Since then, her husband Simon has raised more than £30,000 for charity. The money has been divided between Maggie’s Centres, a charity which offers support to people affected by cancer, and a refugee project that Gemma had launched.
On Wednesday, Thomas tweeted: “Three times my wife Gemma went to the doctor in six days and three times she was sent home and told to rest.
“Four days after her final visit to the her GP she was dead. We have to help and train our GPs and to detect blood cancer earlier.”
Thomas, 44, has been tweeting and blogging about his grief following Gemma’s death from AML, which affects around 2,600 people in Britain each year.
Thomas said he doesn’t blame the doctors who initially saw his wife before she was taken to hospital, but has encouraged people to seek a diagnosis from medics if they continue to feel unwell.
The all-party parliamentary group on blood cancer said on Wednesday that many signs of blood cancer can be “misunderstood or misdiagnosed”.
In a new report, the group said that diagnosing blood cancer – such as leukaemia, lymphoma and myeloma – can be “complex”.

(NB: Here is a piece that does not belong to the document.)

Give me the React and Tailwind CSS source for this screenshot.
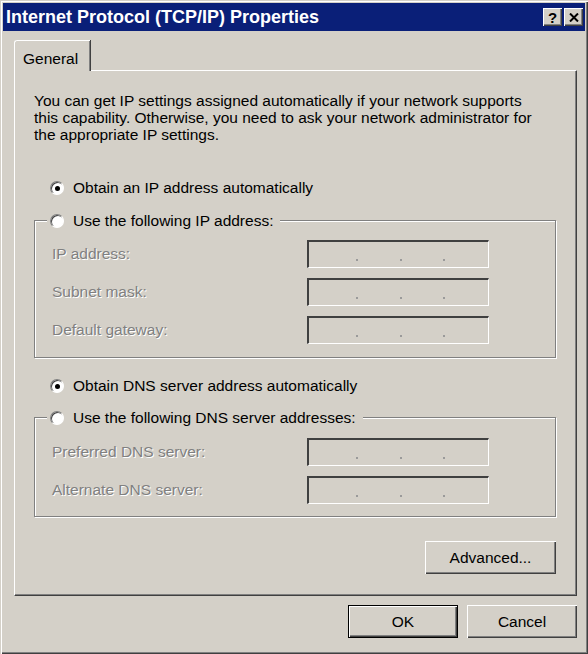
import React from "react";

const FONT = { fontFamily: '"Liberation Sans", Arial, sans-serif' };

// radio button, win2000 style
const Radio = ({ checked }) => (
  <div className="w-[14px] h-[14px] rounded-full bg-white border border-t-[#808080] border-l-[#808080] border-b-white border-r-white shadow-[inset_1px_1px_0_#404040] flex items-center justify-center shrink-0">
    {checked && <div className="w-[5px] h-[5px] rounded-full bg-black" />}
  </div>
);

const IpField = () => (
  <div className="w-[182px] h-[28px] border-t-2 border-l-2 border-t-[#404040] border-l-[#404040] border-b border-r border-b-white border-r-white relative">
    <div className="absolute top-[17px] left-[47px] w-[2px] h-[2px] bg-[#9a9a9a]" />
    <div className="absolute top-[17px] left-[91px] w-[2px] h-[2px] bg-[#9a9a9a]" />
    <div className="absolute top-[17px] left-[134px] w-[2px] h-[2px] bg-[#9a9a9a]" />
  </div>
);

const FieldRow = ({ label }) => (
  <div className="flex items-center h-[28px]">
    <span className="w-[255px] text-[#808080] [text-shadow:1px_1px_0_#fff]">{label}</span>
    <IpField />
  </div>
);

const Group = ({ legend, children, className }) => (
  <div className={"relative border border-[#808080] shadow-[1px_1px_0_#fff,inset_1px_1px_0_#fff] " + className}>
    <div className="absolute -top-[9px] left-[12px] flex items-center gap-[9px] bg-[#d4d0c8] pl-[3px] pr-[7px] h-[18px]">
      <Radio />
      <span>{legend}</span>
    </div>
    {children}
  </div>
);

const Button = ({ children, className, isDefault }) => (
  <div
    className={
      "h-[33px] flex items-center justify-center bg-[#d4d0c8] " +
      (isDefault
        ? "border border-black shadow-[inset_1px_1px_0_#fff,inset_-1px_-1px_0_#404040,inset_-2px_-2px_0_#808080] "
        : "shadow-[inset_1px_1px_0_#fff,inset_-1px_-1px_0_#404040,inset_-2px_-2px_0_#808080] ") +
      className
    }
  >
    {children}
  </div>
);

export default function App() {
  return (
    <div
      style={FONT}
      className="w-[588px] h-[654px] bg-[#d4d0c8] text-[15.5px] text-black p-[3px] shadow-[inset_1px_1px_0_#d4d0c8,inset_2px_2px_0_#fff,inset_-1px_-1px_0_#404040,inset_-2px_-2px_0_#808080] flex flex-col"
    >
      {/* title bar */}
      <div className="h-[28px] bg-[#0a1f78] flex items-center justify-between pl-[3px] pr-[2px]">
        <span className="text-white font-bold text-[18px] leading-none">
          Internet Protocol (TCP/IP) Properties
        </span>
        <div className="flex gap-[2px]">
          <div className="w-[19px] h-[18px] bg-[#d4d0c8] shadow-[inset_1px_1px_0_#fff,inset_-1px_-1px_0_#404040,inset_-2px_-2px_0_#808080] flex items-center justify-center font-bold text-[15px] leading-none">
            ?
          </div>
          <div className="w-[19px] h-[18px] bg-[#d4d0c8] shadow-[inset_1px_1px_0_#fff,inset_-1px_-1px_0_#404040,inset_-2px_-2px_0_#808080] flex items-center justify-center">
            <svg width="10" height="9" viewBox="0 0 10 9">
              <path d="M1 0.5 L9 8.5 M9 0.5 L1 8.5" stroke="#000" strokeWidth="2" />
            </svg>
          </div>
        </div>
      </div>

      {/* body */}
      <div className="flex-1 pl-[11px] pr-[8px] pt-[9px] flex flex-col">
        {/* tab */}
        <div className="flex">
          <div className="h-[31px] w-[76px] pl-[8px] pt-[6px] border-t border-l border-white rounded-tl-[3px] shadow-[inset_-1px_0_0_#808080,1px_0_0_#404040] relative z-10 -mb-px bg-[#d4d0c8]">
            General
          </div>
        </div>

        {/* panel */}
        <div className="h-[526px] border-t border-l border-white border-r border-b border-r-[#404040] border-b-[#404040] shadow-[inset_-1px_-1px_0_#808080] pl-[19px] pr-[20px] pt-[21px] flex flex-col">
          <p className="leading-[17px] pr-[14px]">
            You can get IP settings assigned automatically if your network supports this capability. Otherwise, you need to ask your network administrator for the appropriate IP settings.
          </p>

          <div className="mt-[36px] h-[18px] flex items-center gap-[9px] pl-[16px]">
            <Radio checked />
            <span>Obtain an IP address automatically</span>
          </div>

          <Group legend="Use the following IP address:" className="mt-[23px] h-[138px] pl-[17px] pt-[19px] flex flex-col gap-[10px]">
            <FieldRow label="IP address:" />
            <FieldRow label="Subnet mask:" />
            <FieldRow label="Default gateway:" />
          </Group>

          <div className="mt-[19px] h-[18px] flex items-center gap-[9px] pl-[16px]">
            <Radio checked />
            <span>Obtain DNS server address automatically</span>
          </div>

          <Group legend="Use the following DNS server addresses:" className="mt-[22px] h-[100px] pl-[17px] pt-[20px] flex flex-col gap-[10px]">
            <FieldRow label="Preferred DNS server:" />
            <FieldRow label="Alternate DNS server:" />
          </Group>

          <div className="mt-[24px] flex justify-end">
            <Button className="w-[131px]">Advanced...</Button>
          </div>
        </div>

        {/* bottom buttons */}
        <div className="mt-[9px] flex justify-end gap-[9px]">
          <Button isDefault className="w-[110px]">OK</Button>
          <Button className="w-[110px]">Cancel</Button>
        </div>
      </div>
    </div>
  );
}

Highlighting one patient group, MPs described how some elderly myeloma patients reporting symptoms of back ache and bone pain are told their symptom is “part of the ageing process”.
In order to improve early diagnosis rates, they called on GPs to immediately order a blood test for anyone presenting with one or more symptoms of blood cancer.
Symptoms of blood cancers can be similar to the symptoms of feeling “run down” or flu, such as fatigue, night sweats, weight loss, bruising and pain, they said.
The chair of the patient group, Henry Smith, an MP whose mother died from acute myeloid leukaemia in 2012, said: “Blood cancer is the fifth most common cancer in the UK and someone is diagnosed every 14 minutes.
“Delays in diagnosis can have a severe impact on an individual’s chance of survival, as well as on their quality of life.”
Commenting on the report, professor Helen Stokes-Lampard, chair of the Royal College of GPs, said: ““Each type of blood cancer can present in a varied way and GPs will base their decisions around what diagnostic testing is most appropriate on the symptoms being displayed by, and the unique circumstances potentially affecting, the patient in front of us.
“Any decision to pursue opportunistic testing must not be undertaken lightly as GPs need a good scientific evidence base before they order any investigations.”